A look at the slow and steady evolution of fiduciary advisors

Suresh Sadagopan

Change has been looming for quite some time in the financial services space. SEBI has been an active regulator for some time now. They brought in the Investment Adviser Regulations 2013 and wanted to bring in a class of advisors who are fiduciaries.

At that time, they had allowed advisors to also segregate their distribution setups and operate on an arms-length basis, within a corporate setup. Individuals had segregated their practices by roping in relatives who were doing the distribution function. SEBI probably allowed this as it took the pragmatic view that pure fee-only advisory cannot just spring out of the ground, just on the strength of regulatory fiat. It has to be allowed to take shape, evolve & grow. Now, it looks like SEBI feels the time has come for it to move the regulations to the next level.

There is a consultation paper now (third one, in fact), which seeks to completely segregate advisory & distribution. It does not want corporate entities to do both distribution as well as advisory, even through separate departments or even subsidiaries. According to this paper, even associate companies, where the director or partner of an advisory entity has 15% or more stake, cannot provide distribution services. Similarly immediate relatives of individuals who are in advisory, cannot offer distribution services. Existing Registered Investment Advisers ( RIAs ) have till 1/4/2019 to decide and migrate to advisory or distribution. This paper also specifies that MF Distributors cannot provide advice; they can explain the features of the product & shall ensure the principle of appropriateness for the products suggested.

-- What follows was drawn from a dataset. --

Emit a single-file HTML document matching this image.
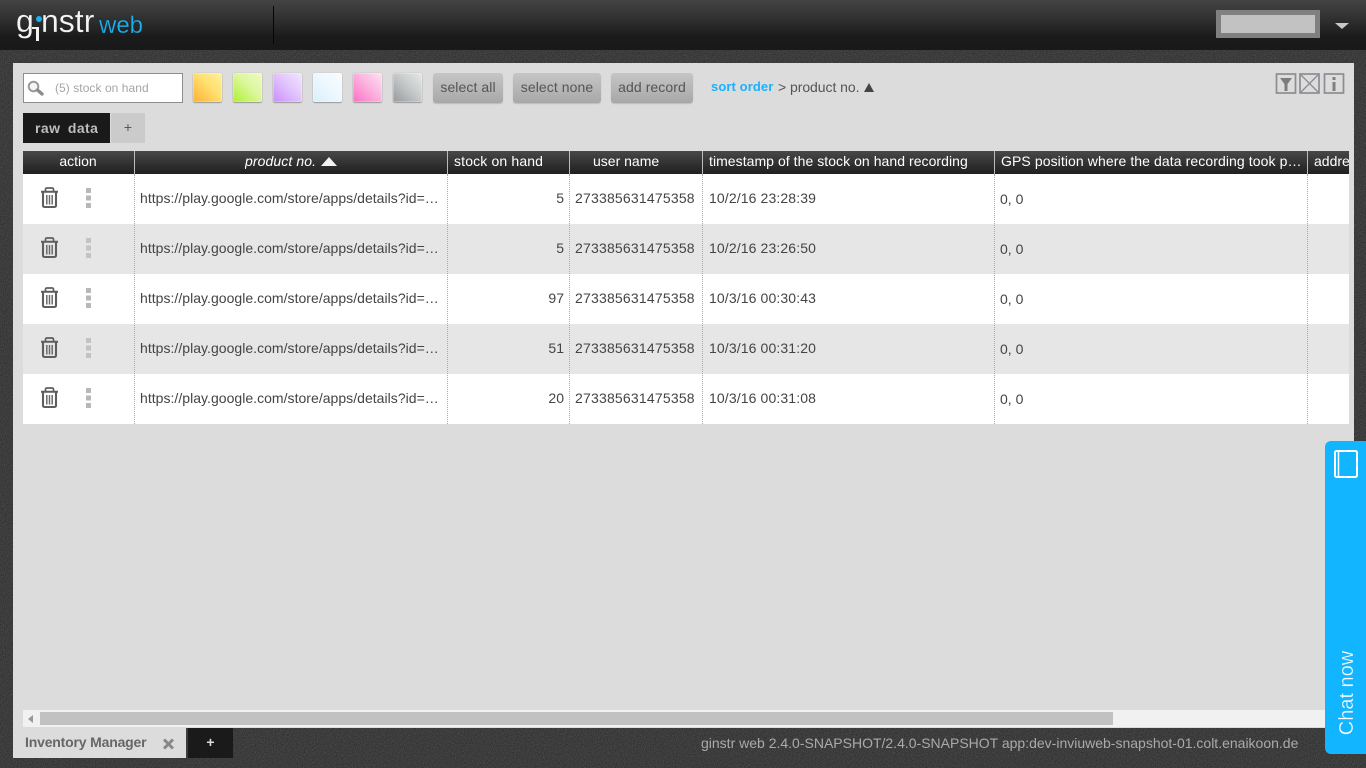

But, is such a segregation possible now & is that desirable? It is reasonably clear that if the advisor does not distribute any product (does not receive any commissions), is fee-only & is a true fiduciary acting in clients’ best interests - it is truly an ideal situation for the clients. An advisor in this scenario, would suggest Direct plans (which are lower in cost for clients) & even help execute it for clients. Some have interpreted that advisors cannot execute any transaction - that restriction would most probably be for commissionable products only. A clarification is expected on this. Also, a non-commissionable class of products is required in every category like insurance, PMS, fixed deposits, etc, for fee-only advisors to deal in.

For all services rendered, the advisor would charge a fee. This makes the service & the payout clear & transparent. It places the onus on the advisor to offer excellent quality services - else the client could move away. This empowers the client - who is now in control of what s/he receives & what s/he would pay for it.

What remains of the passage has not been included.